### Written exercise
Make an exact copy of the data below, leaving out every picture.

### Given data
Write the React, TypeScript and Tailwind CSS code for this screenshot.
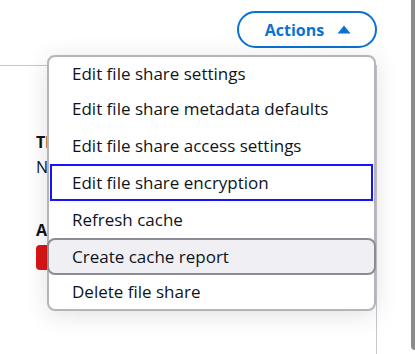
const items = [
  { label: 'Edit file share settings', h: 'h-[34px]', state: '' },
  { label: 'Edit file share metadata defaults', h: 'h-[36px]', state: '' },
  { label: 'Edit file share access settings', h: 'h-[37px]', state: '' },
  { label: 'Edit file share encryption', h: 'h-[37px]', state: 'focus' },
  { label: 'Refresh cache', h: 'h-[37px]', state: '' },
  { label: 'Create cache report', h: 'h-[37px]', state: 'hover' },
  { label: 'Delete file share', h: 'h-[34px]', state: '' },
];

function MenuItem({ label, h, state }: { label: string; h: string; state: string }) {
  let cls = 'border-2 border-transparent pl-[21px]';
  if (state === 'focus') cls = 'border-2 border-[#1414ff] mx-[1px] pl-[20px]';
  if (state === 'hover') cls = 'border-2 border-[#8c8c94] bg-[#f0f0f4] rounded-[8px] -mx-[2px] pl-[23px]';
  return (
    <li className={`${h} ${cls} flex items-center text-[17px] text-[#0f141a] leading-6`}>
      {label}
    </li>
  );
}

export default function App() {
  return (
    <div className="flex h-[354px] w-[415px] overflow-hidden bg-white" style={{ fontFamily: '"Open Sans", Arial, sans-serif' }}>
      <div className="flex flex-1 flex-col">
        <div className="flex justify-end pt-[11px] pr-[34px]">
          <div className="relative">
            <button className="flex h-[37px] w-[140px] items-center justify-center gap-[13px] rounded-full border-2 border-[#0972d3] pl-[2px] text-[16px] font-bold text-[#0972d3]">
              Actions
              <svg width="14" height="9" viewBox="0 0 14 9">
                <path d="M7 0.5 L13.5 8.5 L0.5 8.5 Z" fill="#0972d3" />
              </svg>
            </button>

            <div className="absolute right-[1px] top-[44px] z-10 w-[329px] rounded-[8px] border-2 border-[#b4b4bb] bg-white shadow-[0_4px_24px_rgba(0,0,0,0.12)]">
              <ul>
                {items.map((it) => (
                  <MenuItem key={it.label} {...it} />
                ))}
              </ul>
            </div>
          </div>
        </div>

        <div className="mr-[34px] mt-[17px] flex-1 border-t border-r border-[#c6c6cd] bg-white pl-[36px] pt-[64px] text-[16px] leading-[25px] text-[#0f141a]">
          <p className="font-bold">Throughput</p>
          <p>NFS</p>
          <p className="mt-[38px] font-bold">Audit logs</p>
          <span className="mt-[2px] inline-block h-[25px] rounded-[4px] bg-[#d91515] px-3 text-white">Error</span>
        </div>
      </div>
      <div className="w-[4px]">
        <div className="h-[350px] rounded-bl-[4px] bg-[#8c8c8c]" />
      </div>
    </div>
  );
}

### Answer to this task
Write the React, TypeScript and Tailwind CSS code for this screenshot.
const items = [
  { label: 'Edit file share settings', h: 'h-[34px]', state: '' },
  { label: 'Edit file share metadata defaults', h: 'h-[36px]', state: '' },
  { label: 'Edit file share access settings', h: 'h-[37px]', state: '' },
  { label: 'Edit file share encryption', h: 'h-[37px]', state: 'focus' },
  { label: 'Refresh cache', h: 'h-[37px]', state: '' },
  { label: 'Create cache report', h: 'h-[37px]', state: 'hover' },
  { label: 'Delete file share', h: 'h-[34px]', state: '' },
];

function MenuItem({ label, h, state }: { label: string; h: string; state: string }) {
  let cls = 'border-2 border-transparent pl-[21px]';
  if (state === 'focus') cls = 'border-2 border-[#1414ff] mx-[1px] pl-[20px]';
  if (state === 'hover') cls = 'border-2 border-[#8c8c94] bg-[#f0f0f4] rounded-[8px] -mx-[2px] pl-[23px]';
  return (
    <li className={`${h} ${cls} flex items-center text-[17px] text-[#0f141a] leading-6`}>
      {label}
    </li>
  );
}

export default function App() {
  return (
    <div className="flex h-[354px] w-[415px] overflow-hidden bg-white" style={{ fontFamily: '"Open Sans", Arial, sans-serif' }}>
      <div className="flex flex-1 flex-col">
        <div className="flex justify-end pt-[11px] pr-[34px]">
          <div className="relative">
            <button className="flex h-[37px] w-[140px] items-center justify-center gap-[13px] rounded-full border-2 border-[#0972d3] pl-[2px] text-[16px] font-bold text-[#0972d3]">
              Actions
              <svg width="14" height="9" viewBox="0 0 14 9">
                <path d="M7 0.5 L13.5 8.5 L0.5 8.5 Z" fill="#0972d3" />
              </svg>
            </button>

            <div className="absolute right-[1px] top-[44px] z-10 w-[329px] rounded-[8px] border-2 border-[#b4b4bb] bg-white shadow-[0_4px_24px_rgba(0,0,0,0.12)]">
              <ul>
                {items.map((it) => (
                  <MenuItem key={it.label} {...it} />
                ))}
              </ul>
            </div>
          </div>
        </div>

        <div className="mr-[34px] mt-[17px] flex-1 border-t border-r border-[#c6c6cd] bg-white pl-[36px] pt-[64px] text-[16px] leading-[25px] text-[#0f141a]">
          <p className="font-bold">Throughput</p>
          <p>NFS</p>
          <p className="mt-[38px] font-bold">Audit logs</p>
          <span className="mt-[2px] inline-block h-[25px] rounded-[4px] bg-[#d91515] px-3 text-white">Error</span>
        </div>
      </div>
      <div className="w-[4px]">
        <div className="h-[350px] rounded-bl-[4px] bg-[#8c8c8c]" />
      </div>
    </div>
  );
}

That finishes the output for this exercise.